Shared variables (values are shared across functions & can be get and set)

shared_var = theano.shared(np.array([[1, 2], [3, 4]], dtype=theano.config.floatX))

shared_var.set_value(np.array([[3, 4], [2, 1]], dtype=theano.config.floatX))
shared_var.get_value()

Updates

function_2 = theano.function([subtract], shared_var, updates={shared_var: shared_var - subtract})

Gradients

bar_grad = T.grad(bar, foo)

bar_grad.eval({foo: 10})

Debugging - normally get cryptic message without line info

theano.config.compute_test_value = 'warn'
# Setting the tag.test_value attribute gives the variable its test value
A.tag.test_value = np.random.random((3, 4)).astype(theano.config.floatX)
B.tag.test_value = np.random.random((5, 6)).astype(theano.config.floatX)
# Now, we get an error when we compute C which points us to the correct line!
C = T.dot(A, B)

theano.config.compute_test_value = 'off'

# To see nan errors (but will trade off cost of speed)
divide = theano.function([num, den], num/den, mode='DebugMode')

Lasagne - basics

Code taken from craffel@github’s Lasagne Tutorial.

Layers

# Define input layer
l_in = lasagne.layers.InputLayer(shape=X.shape)

# Define hidden layer (arg: input layer, layer's output dim, nonlinearity)
l_hidden = lasagne.layers.DenseLayer(
    l_in, num_units=10, nonlinearity=lasagne.nonlinearities.tanh)
# Define output layer
l_output = lasagne.layers.DenseLayer(
    l_hidden, num_units=N_CLASSES, nonlinearity=lasagne.nonlinearities.softmax)

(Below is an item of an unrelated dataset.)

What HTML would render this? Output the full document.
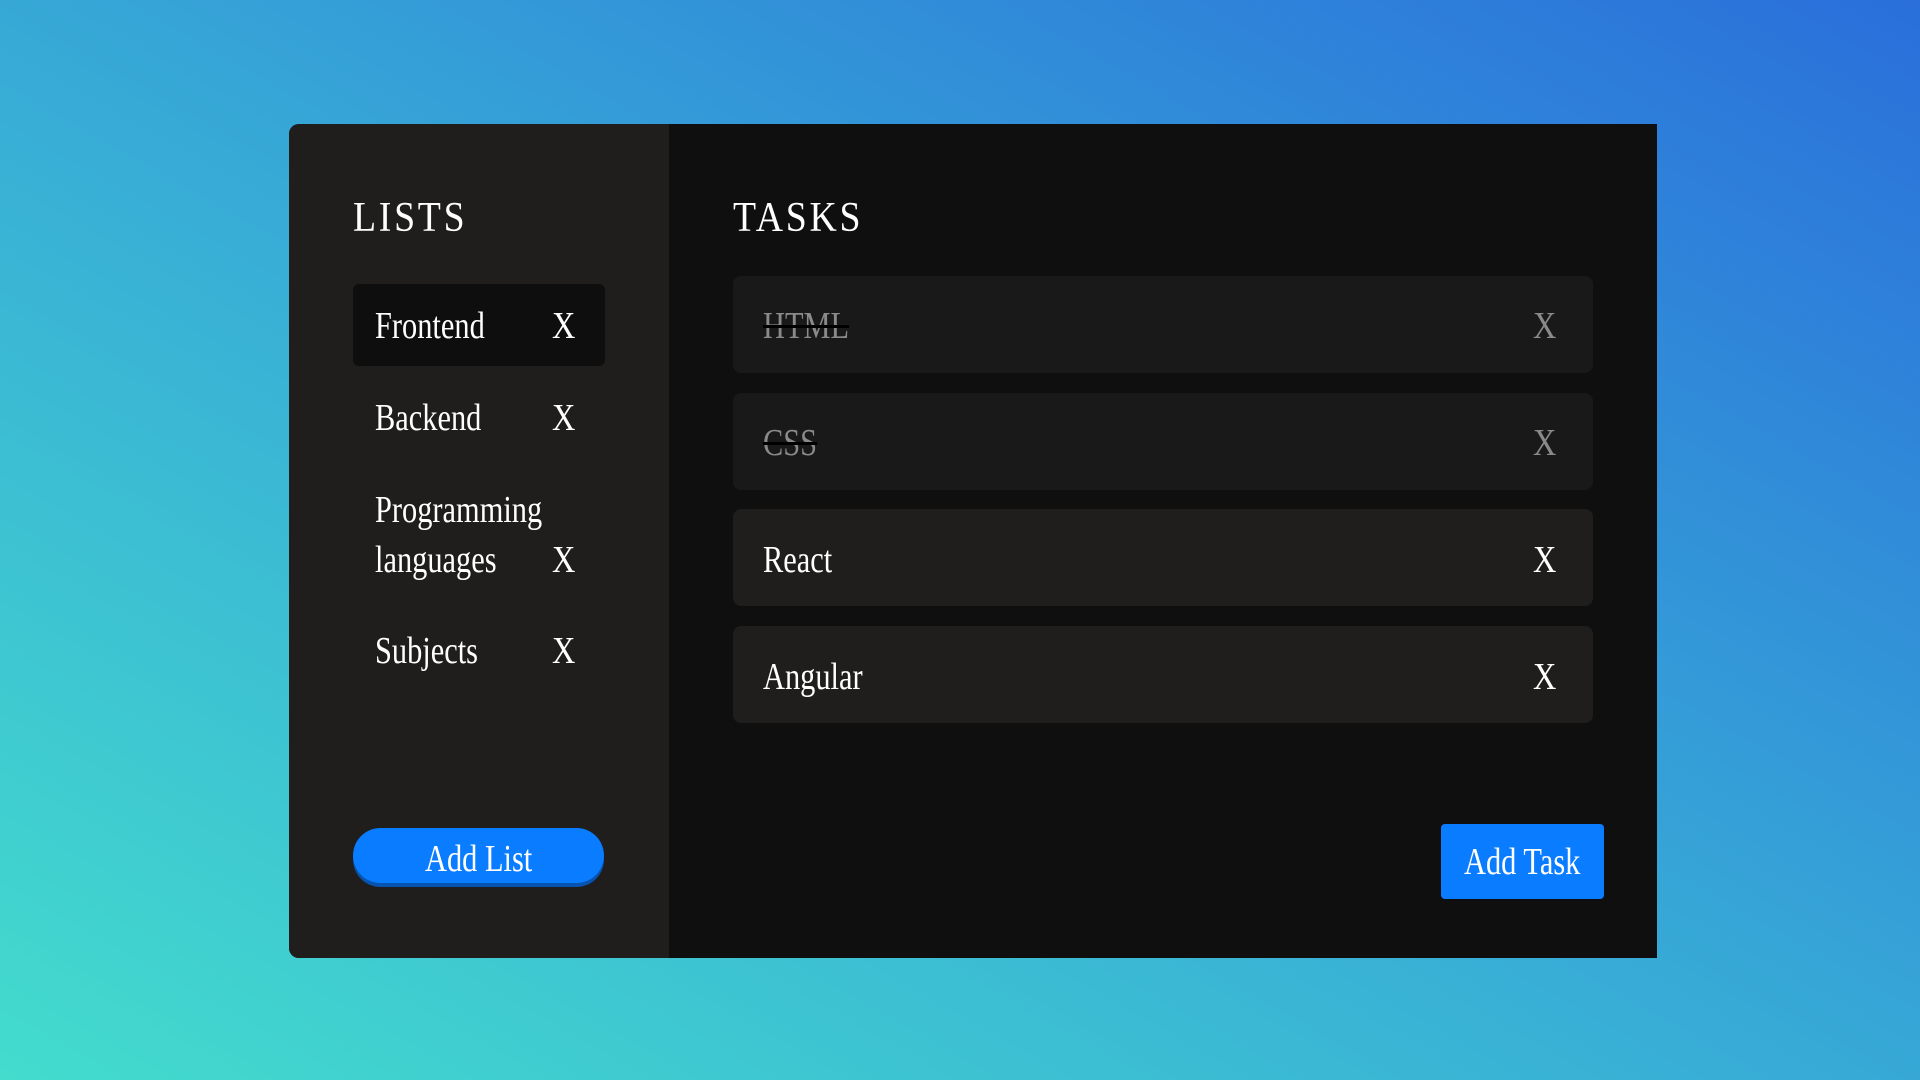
<!DOCTYPE html>
<html><head><style>
html,body{margin:0;width:1920px;height:1080px;overflow:hidden;}
body{background:linear-gradient(to top right,#43dccd 0%,#38aed6 45%,#2a6fdb 100%);font-family:"Liberation Serif",serif;color:#fff;position:relative;}
.card{position:absolute;left:289px;top:124px;width:1368px;height:834px;background:#100f10;border-radius:10px 0 0 10px;overflow:hidden;}
.side{position:absolute;left:0;top:0;width:380px;height:834px;background:#1f1e1d;}
.t{position:absolute;display:inline-block;transform:scaleX(.8);transform-origin:left center;white-space:nowrap;line-height:1;}
.h{font-size:42px;letter-spacing:3px;transform:scaleX(.9);}
.li{font-size:38px;}
.x{position:absolute;font-size:38px;line-height:1;transform:scaleX(.85);}
.act{position:absolute;left:64px;top:160px;width:252px;height:82px;background:#0e0e0e;border-radius:6px;}
.btnl{position:absolute;left:64px;top:704px;width:251px;height:55px;background:#0a7cff;border-radius:30px;box-shadow:0 4px 0 #0653b0;}
.row{position:absolute;left:444px;width:860px;height:97px;background:#1f1e1d;border-radius:8px;}
.row.d{background:#1a1919;}
.btnt{position:absolute;left:1152px;top:700px;width:163px;height:75px;background:#0a7cff;border-radius:4px;}
</style></head><body>
<div class="card">
 <div class="side">
  <span class="t h" style="left:64px;top:73px;">LISTS</span>
  <div class="act"></div>
  <span class="t li" style="left:86px;top:183px;">Frontend</span><span class="x" style="left:261px;top:183px;">X</span>
  <span class="t li" style="left:86px;top:275px;">Backend</span><span class="x" style="left:261px;top:275px;">X</span>
  <span class="t li" style="left:86px;top:367px;">Programming</span>
  <span class="t li" style="left:86px;top:417px;">languages</span><span class="x" style="left:261px;top:417px;">X</span>
  <span class="t li" style="left:86px;top:508px;">Subjects</span><span class="x" style="left:261px;top:508px;">X</span>
  <div class="btnl"></div>
  <span class="t li" style="left:136px;top:716px;">Add List</span>
 </div>
 <span class="t h" style="left:444px;top:73px;">TASKS</span>
 <div class="row d" style="top:152px;"></div>
 <span class="t li" style="left:474px;top:183px;color:#8a8a8a;text-decoration:line-through;text-decoration-color:#000;">HTML</span><span class="x" style="left:1242px;top:183px;color:#8a8a8a;">X</span>
 <div class="row d" style="top:269px;"></div>
 <span class="t li" style="left:474px;top:300px;color:#8a8a8a;text-decoration:line-through;text-decoration-color:#000;">CSS</span><span class="x" style="left:1242px;top:300px;color:#8a8a8a;">X</span>
 <div class="row" style="top:385px;"></div>
 <span class="t li" style="left:474px;top:417px;">React</span><span class="x" style="left:1242px;top:417px;">X</span>
 <div class="row" style="top:502px;"></div>
 <span class="t li" style="left:474px;top:534px;">Angular</span><span class="x" style="left:1242px;top:534px;">X</span>
 <div class="btnt"></div>
 <span class="t li" style="left:1175px;top:719px;">Add Task</span>
</div>
</body></html>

# Compute output given input
net_output = lasagne.layers.get_output(l_output)

Objectives - to decide when their neural network is ready to use

true_output = T.ivector('true_output')
loss = T.mean(lasagne.objectives.categorical_crossentropy(net_output, true_output))

Updates

# Get all params
all_params = lasagne.layers.get_all_params(l_output)

# Update
updates = lasagne.updates.sgd(loss, all_params, learning_rate=1)

# train & get predictions
train = theano.function([l_in.input_var, true_output], loss, updates=updates)
get_output = theano.function([l_in.input_var], net_output)
y_predicted = np.argmax(get_output(X), axis=1)